In the image above, the engine is knocking significantly but probably not enough to damage the engine and probably not enough to be heard over normal engine sounds without a microphone. The severity of the cylinder pressure spike is called the
knock peak while the amount of "ringing" is called the
knock intensity. There are other ways to characterize knock but those are the main metrics that rely on actual cylinder pressure.
This pressure trace isn't going to immediately break anything, but a knock sensor will probably judge it as knock. As I've pointed out in the past, somebody somewhere had to make a judgement call as to what constitutes severe enough knock for the knock sensor to react. The knock sensor can't read the cylinder pressure, only the vibration in the engine. As the engine speed increases, both the engine vibration and the cylinder pressure get noisier.
Severe Preignition
Preignition occurs when an explosion happens before the spark plug fires. This isn't always a major problem, but severe events can happen at high load for a number of reasons. Maybe some deposits broke off inside the engine. Maybe a spark plug overheated. Maybe some debris got into the engine. There are a bunch of causes for preignition, but I want to focus on how the cylinder pressure behaves in the event of a severe preignition event.
Here are three major characteristics of severe preignition:
1) high peak combustion pressure - this is can damage your engine
2) high rate of pressure increase inside the chamber - this is a major factor in the audible noise (metallic sound)
3) high pressure at the time of ignition - this is one of the main ways we know it's preignition and not just regular old spark knock.

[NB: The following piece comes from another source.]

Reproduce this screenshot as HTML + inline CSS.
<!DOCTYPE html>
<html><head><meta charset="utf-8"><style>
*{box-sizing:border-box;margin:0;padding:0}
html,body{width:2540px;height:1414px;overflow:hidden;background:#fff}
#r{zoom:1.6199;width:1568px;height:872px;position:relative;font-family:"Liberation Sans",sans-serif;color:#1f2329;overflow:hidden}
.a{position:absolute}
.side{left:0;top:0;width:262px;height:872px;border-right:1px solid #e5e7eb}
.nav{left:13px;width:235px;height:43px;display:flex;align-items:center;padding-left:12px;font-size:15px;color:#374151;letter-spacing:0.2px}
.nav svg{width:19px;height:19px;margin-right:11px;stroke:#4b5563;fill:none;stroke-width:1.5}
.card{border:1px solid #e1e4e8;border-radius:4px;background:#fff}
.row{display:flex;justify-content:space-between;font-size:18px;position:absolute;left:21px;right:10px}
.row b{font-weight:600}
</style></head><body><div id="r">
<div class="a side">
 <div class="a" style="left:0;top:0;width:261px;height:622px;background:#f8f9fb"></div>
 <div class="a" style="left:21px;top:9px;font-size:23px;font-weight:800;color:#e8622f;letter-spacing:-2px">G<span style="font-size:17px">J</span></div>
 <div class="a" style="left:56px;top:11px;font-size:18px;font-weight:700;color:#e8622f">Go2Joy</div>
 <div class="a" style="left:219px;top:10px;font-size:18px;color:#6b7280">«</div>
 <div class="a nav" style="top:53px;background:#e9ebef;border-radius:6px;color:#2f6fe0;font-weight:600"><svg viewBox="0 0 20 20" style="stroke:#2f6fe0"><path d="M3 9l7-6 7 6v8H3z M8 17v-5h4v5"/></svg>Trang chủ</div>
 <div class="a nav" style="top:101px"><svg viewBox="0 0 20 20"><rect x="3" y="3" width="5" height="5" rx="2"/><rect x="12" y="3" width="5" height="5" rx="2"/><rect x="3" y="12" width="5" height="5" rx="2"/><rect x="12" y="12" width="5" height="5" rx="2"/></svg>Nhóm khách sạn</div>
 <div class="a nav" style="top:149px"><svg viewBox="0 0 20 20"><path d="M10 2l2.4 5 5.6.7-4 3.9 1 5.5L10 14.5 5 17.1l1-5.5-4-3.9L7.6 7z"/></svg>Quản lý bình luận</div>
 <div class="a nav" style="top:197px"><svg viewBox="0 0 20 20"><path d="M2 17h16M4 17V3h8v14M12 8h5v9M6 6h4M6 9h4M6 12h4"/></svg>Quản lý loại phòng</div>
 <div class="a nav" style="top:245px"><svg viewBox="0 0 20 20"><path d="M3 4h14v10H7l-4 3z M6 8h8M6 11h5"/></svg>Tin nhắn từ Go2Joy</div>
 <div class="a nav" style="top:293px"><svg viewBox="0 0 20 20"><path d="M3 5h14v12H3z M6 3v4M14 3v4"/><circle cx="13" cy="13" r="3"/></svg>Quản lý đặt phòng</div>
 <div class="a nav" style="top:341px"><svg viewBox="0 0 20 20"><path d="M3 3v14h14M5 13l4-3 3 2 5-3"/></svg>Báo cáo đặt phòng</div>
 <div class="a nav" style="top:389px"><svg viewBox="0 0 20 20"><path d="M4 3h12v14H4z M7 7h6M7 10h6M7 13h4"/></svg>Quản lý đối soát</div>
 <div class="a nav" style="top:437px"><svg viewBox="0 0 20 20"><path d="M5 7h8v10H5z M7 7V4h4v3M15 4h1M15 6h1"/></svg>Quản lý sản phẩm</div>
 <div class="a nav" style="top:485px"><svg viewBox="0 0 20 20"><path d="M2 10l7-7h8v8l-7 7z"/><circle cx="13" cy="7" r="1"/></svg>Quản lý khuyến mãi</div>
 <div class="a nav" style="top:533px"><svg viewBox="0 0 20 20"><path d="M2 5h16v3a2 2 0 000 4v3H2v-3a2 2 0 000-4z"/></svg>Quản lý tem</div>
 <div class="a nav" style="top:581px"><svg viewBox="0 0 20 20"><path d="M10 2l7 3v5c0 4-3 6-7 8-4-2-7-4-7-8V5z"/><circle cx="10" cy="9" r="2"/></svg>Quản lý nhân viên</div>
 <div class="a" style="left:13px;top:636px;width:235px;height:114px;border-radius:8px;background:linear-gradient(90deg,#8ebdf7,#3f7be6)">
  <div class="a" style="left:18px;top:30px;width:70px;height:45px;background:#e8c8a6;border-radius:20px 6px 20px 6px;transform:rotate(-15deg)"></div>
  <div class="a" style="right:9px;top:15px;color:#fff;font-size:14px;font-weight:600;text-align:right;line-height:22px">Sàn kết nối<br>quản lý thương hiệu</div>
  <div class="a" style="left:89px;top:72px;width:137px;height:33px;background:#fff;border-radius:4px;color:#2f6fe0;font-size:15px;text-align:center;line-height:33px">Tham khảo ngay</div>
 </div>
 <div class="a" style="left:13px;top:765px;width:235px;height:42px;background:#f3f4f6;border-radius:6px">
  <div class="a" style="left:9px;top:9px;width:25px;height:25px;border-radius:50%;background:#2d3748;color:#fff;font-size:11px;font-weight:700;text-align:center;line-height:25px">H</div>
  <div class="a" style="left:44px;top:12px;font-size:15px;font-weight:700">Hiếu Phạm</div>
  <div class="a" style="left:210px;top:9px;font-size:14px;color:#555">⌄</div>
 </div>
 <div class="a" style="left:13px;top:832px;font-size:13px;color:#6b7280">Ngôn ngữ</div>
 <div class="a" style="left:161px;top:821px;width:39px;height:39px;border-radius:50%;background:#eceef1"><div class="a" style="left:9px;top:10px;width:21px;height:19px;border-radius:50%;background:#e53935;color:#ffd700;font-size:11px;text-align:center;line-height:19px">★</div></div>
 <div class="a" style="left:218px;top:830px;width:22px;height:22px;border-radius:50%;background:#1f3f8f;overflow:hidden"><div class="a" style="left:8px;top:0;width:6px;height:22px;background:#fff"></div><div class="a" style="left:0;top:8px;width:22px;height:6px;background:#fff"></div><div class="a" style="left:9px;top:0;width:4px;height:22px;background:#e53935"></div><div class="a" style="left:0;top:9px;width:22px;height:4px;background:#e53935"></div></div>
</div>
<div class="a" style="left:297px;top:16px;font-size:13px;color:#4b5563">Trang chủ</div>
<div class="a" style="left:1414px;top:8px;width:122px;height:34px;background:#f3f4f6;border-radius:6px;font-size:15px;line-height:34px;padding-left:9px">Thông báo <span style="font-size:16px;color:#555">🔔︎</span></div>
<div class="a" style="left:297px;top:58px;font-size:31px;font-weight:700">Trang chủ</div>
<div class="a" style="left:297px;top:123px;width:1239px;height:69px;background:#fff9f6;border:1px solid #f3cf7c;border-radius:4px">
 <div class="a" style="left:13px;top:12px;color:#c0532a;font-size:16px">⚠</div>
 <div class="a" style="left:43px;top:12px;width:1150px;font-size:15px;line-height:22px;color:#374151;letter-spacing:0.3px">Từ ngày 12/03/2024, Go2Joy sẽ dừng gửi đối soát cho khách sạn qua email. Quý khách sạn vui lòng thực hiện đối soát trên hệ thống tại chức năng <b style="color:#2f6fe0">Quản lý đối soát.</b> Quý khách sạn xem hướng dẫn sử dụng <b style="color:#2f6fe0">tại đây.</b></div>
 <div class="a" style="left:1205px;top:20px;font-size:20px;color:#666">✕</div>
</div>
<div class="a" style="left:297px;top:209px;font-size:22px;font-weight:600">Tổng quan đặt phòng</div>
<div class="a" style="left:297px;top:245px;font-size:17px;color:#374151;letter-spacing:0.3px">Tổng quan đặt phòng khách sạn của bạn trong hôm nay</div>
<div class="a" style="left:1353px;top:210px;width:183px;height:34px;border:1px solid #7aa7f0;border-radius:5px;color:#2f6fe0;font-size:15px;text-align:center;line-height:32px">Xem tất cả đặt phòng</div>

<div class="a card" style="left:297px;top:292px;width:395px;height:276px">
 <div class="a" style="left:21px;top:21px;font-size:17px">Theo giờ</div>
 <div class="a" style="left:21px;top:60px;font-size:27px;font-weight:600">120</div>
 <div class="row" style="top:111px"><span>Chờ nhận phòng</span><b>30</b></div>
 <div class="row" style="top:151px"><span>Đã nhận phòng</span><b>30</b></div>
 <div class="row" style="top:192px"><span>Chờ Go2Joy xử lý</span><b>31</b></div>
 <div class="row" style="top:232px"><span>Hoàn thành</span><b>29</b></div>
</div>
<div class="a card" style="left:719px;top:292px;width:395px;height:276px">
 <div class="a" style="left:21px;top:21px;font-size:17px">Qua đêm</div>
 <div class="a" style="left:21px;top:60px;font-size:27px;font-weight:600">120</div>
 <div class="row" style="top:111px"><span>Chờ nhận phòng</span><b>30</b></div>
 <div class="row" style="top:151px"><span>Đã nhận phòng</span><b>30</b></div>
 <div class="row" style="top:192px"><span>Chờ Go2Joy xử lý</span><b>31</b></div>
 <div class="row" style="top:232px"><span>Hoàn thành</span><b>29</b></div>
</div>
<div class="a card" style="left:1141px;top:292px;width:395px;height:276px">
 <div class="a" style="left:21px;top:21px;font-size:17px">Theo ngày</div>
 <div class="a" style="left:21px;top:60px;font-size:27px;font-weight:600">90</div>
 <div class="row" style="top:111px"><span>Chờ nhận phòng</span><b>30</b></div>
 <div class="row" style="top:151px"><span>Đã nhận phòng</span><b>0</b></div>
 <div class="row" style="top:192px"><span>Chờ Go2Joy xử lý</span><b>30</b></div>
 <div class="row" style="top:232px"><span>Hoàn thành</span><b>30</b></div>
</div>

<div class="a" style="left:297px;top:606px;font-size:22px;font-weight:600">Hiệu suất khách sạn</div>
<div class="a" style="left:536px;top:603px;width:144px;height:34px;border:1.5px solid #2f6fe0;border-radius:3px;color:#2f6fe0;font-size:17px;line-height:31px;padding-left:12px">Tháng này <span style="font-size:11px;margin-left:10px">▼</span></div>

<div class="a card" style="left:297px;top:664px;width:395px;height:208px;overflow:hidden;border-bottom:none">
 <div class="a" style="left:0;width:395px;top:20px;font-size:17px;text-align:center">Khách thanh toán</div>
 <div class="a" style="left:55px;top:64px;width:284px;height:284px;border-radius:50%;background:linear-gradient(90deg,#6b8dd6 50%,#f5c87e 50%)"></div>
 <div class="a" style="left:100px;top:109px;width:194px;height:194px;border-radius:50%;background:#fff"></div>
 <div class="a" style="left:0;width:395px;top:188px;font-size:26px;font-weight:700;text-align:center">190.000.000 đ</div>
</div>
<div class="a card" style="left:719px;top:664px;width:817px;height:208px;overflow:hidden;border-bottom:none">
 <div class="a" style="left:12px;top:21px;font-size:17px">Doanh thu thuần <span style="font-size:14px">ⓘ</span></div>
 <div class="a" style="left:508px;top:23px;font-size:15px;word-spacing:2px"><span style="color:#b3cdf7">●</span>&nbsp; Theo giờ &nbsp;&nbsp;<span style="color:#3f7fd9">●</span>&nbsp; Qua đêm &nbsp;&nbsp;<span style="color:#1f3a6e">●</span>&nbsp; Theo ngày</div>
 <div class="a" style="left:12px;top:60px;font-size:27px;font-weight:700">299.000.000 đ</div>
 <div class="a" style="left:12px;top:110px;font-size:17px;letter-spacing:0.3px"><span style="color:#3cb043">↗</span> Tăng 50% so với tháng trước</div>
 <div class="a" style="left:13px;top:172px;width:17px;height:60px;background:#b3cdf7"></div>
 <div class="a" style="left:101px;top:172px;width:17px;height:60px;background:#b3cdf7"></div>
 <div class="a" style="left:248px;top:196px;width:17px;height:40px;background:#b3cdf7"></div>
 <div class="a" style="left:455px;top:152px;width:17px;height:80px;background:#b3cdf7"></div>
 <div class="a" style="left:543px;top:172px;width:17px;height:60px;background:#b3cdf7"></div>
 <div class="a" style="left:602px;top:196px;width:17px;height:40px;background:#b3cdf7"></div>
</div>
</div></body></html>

Below is an image showing three successive pressure combustion cycles for the same cylinder. Cycle #2 has severe preignition. The rate of pressure rise and the pressure at ignition is much higher than the other two cycles (the lower chart isn't crank angle based, don't look at it the same way as the upper chart).
If we zoom in on the preignition event and overlay the ignition coil current trace, we can see cylinder pressure already shooting up when the coil discharges.
Compare that to the image below, which is the same scaling. The coil discharges and then there is a delay until enough burning happens to raise the cylinder pressure.
You can see that there is a significant difference between a severe preignition event, the kind that can definitely damage your engine, and a moderate knock event which might call for retarding spark timing. Of course, a severe knocking event can also cause high peak combustion pressures and noise. However, unlike preignition
a severe spark knock event will not have that same characteristic high pressure at the time of ignition and fast pressure rise rate. I hope this clears up some misconceptions about these two types of abnormal combustion.